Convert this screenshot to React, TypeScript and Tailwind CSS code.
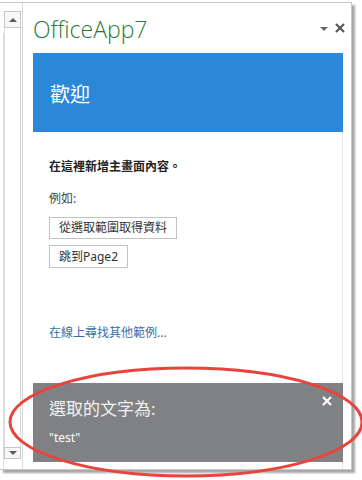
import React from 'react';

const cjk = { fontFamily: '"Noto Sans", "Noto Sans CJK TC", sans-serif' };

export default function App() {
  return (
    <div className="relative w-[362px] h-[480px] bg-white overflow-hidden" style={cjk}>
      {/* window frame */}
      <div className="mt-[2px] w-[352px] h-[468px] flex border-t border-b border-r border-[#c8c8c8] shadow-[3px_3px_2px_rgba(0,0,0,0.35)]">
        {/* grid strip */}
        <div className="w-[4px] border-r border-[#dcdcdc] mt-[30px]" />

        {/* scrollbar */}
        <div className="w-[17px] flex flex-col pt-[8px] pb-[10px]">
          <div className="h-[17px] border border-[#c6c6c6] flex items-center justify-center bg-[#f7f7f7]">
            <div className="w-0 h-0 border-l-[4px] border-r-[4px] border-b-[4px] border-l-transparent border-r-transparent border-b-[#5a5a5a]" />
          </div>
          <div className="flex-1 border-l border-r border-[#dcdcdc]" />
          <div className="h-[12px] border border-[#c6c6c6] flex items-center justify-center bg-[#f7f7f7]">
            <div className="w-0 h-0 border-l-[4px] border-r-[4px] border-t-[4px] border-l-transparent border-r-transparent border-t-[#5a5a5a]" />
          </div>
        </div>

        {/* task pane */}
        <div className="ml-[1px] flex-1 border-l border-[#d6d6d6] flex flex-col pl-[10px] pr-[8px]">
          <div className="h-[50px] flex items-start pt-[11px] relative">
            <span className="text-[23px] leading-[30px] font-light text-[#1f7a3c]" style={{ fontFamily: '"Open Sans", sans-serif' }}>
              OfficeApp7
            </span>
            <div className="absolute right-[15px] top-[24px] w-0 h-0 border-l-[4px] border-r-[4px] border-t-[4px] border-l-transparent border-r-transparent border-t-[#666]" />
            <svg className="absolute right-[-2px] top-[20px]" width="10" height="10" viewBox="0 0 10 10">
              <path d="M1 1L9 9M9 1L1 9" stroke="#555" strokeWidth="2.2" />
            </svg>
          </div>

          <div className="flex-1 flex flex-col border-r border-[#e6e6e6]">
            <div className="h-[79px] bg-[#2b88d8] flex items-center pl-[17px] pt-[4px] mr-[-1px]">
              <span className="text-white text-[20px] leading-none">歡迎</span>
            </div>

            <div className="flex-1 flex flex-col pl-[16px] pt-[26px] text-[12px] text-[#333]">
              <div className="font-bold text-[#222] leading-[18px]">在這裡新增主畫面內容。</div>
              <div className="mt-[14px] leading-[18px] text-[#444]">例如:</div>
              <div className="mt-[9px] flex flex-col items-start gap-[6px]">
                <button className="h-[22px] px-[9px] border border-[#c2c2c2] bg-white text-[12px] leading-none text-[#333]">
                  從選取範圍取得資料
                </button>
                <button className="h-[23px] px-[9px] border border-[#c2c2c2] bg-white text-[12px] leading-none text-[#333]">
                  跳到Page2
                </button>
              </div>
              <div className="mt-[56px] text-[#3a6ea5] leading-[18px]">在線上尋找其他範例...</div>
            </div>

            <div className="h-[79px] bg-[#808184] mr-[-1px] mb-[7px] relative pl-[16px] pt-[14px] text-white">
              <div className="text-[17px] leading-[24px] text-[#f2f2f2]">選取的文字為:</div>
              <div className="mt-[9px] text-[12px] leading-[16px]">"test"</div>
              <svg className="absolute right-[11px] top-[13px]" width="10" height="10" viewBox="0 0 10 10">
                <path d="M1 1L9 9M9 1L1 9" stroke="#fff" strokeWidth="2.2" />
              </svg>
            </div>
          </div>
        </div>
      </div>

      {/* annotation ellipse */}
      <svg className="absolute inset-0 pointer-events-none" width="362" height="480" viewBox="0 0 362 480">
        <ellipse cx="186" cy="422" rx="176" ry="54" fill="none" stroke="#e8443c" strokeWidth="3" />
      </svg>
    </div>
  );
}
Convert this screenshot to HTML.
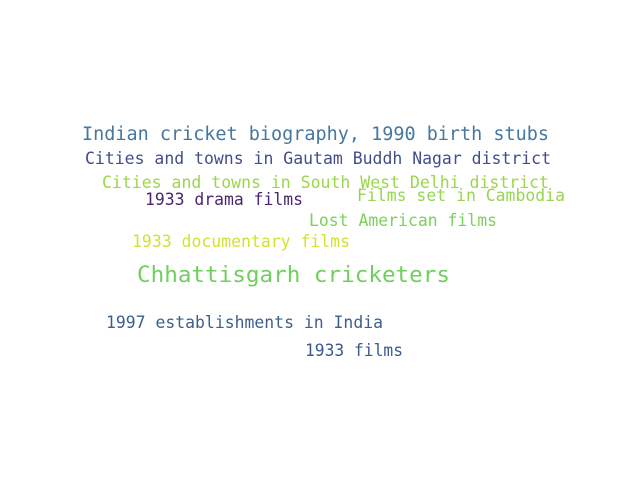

__________________________________________________

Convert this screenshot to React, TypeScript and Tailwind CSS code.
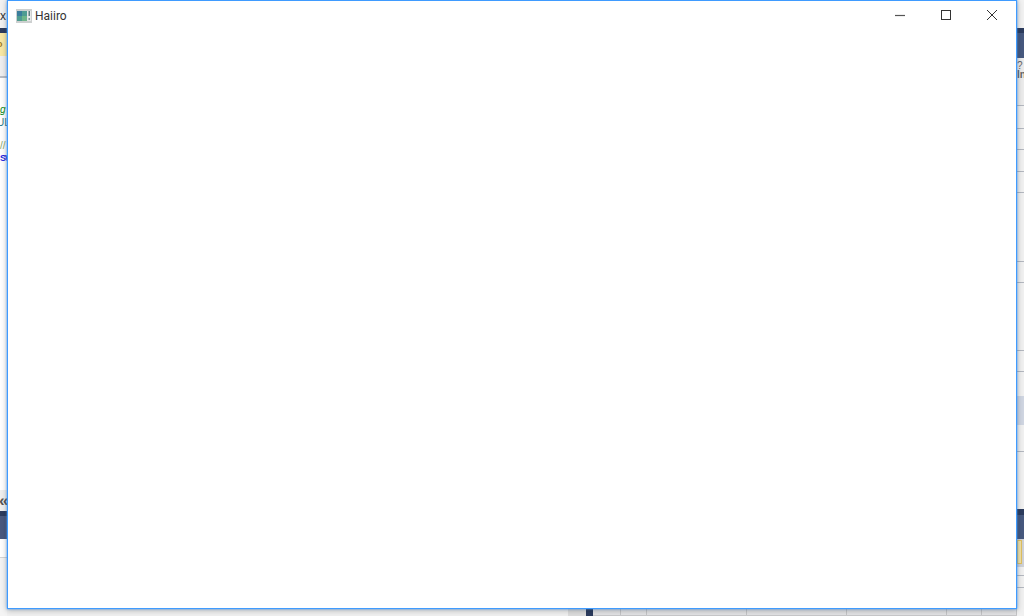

__________________________________________________

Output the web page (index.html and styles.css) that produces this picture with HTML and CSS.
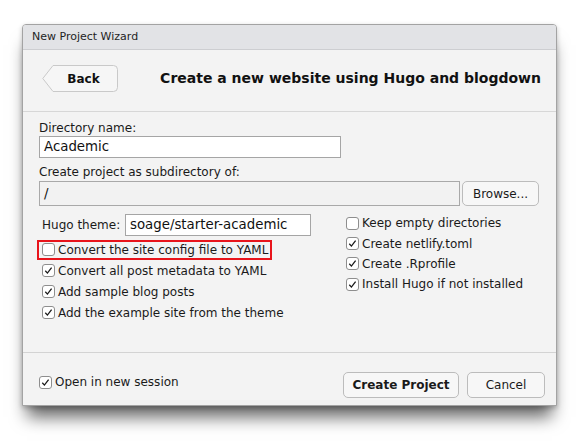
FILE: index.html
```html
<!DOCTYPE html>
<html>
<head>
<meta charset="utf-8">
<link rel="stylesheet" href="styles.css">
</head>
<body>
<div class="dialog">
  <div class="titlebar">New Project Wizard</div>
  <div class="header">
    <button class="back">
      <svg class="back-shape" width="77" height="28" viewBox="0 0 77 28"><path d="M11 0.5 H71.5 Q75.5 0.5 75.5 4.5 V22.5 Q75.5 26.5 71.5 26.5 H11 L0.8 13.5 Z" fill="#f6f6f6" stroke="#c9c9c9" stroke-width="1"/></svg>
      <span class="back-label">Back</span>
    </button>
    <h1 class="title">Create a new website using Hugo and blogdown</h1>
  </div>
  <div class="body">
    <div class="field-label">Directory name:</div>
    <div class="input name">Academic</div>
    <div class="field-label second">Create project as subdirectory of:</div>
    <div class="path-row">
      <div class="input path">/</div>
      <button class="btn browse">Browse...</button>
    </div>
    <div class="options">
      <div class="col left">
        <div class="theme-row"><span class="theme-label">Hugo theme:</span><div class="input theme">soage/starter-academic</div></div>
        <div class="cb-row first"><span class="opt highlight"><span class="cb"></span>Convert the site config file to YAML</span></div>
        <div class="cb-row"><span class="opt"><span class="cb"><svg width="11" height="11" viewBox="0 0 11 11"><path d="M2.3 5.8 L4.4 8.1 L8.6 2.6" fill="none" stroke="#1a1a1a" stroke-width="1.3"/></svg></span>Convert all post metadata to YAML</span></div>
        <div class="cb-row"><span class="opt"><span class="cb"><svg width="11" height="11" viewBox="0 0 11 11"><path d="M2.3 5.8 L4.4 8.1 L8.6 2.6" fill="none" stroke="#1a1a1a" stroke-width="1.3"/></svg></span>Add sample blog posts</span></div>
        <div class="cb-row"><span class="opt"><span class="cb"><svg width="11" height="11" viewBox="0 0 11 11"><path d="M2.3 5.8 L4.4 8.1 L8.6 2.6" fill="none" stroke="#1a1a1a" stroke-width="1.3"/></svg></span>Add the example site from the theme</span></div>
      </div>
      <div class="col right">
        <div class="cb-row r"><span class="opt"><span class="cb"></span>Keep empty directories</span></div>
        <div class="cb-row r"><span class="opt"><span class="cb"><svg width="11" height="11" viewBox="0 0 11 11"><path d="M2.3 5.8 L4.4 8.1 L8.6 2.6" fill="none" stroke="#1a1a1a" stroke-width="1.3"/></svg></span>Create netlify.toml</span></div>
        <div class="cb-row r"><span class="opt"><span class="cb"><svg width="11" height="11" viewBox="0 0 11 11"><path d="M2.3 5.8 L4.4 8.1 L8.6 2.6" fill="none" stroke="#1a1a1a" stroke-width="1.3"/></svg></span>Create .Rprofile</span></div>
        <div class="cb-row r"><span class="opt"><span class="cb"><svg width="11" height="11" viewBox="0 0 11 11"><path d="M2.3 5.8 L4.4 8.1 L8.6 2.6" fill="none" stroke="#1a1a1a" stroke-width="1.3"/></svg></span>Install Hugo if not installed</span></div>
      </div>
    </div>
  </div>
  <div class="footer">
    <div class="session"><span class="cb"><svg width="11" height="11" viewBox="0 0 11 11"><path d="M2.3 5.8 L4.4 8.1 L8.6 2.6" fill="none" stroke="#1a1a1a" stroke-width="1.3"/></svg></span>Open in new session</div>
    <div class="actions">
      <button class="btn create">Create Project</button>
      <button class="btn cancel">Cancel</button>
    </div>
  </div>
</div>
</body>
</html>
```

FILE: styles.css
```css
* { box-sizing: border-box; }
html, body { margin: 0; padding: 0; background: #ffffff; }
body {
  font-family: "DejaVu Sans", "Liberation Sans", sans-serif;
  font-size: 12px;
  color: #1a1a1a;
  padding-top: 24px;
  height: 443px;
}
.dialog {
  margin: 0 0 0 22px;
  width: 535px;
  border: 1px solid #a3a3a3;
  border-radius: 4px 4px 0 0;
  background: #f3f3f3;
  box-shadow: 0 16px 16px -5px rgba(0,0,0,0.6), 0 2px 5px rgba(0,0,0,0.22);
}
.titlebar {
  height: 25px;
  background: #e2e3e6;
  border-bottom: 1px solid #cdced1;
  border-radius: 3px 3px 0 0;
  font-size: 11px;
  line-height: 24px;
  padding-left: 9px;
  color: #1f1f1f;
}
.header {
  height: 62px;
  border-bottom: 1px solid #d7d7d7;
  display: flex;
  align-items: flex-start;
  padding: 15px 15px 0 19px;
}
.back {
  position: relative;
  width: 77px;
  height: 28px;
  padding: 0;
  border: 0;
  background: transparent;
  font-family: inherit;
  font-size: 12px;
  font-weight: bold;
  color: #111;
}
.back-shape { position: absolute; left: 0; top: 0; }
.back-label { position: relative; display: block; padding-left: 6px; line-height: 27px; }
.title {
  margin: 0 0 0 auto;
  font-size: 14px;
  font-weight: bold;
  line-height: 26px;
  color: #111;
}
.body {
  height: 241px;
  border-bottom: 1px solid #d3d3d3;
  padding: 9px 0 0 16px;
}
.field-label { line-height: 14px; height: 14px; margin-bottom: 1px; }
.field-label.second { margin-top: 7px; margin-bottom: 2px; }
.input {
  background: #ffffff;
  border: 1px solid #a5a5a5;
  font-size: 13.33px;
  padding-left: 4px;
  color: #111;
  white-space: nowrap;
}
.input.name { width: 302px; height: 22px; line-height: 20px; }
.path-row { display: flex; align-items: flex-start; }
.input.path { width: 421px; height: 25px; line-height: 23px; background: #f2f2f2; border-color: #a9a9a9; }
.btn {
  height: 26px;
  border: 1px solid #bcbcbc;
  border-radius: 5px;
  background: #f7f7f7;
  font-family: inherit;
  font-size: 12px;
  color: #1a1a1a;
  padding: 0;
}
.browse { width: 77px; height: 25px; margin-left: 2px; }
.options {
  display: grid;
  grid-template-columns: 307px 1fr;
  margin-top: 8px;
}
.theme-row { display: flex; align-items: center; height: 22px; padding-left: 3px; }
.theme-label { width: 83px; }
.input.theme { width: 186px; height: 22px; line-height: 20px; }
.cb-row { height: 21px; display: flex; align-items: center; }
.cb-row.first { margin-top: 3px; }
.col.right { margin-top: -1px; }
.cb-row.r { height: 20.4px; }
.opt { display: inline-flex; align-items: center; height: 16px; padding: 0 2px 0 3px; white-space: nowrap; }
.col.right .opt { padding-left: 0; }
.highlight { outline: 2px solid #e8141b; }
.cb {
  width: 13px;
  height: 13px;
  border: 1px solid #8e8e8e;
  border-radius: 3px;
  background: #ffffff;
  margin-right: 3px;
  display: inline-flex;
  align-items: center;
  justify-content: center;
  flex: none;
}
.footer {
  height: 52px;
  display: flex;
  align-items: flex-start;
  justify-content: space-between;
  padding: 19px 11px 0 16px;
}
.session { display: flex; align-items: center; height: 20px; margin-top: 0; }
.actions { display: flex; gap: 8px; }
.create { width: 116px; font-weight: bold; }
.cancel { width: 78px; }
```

__________________________________________________

WHAT TO DO> Filter the records down to the lines that contain the string "styles", and copy those lines.

EXERCISE RESULT>
Output the web page (index.html and styles.css) that produces this picture with HTML and CSS.
<link rel="stylesheet" href="styles.css">
FILE: styles.css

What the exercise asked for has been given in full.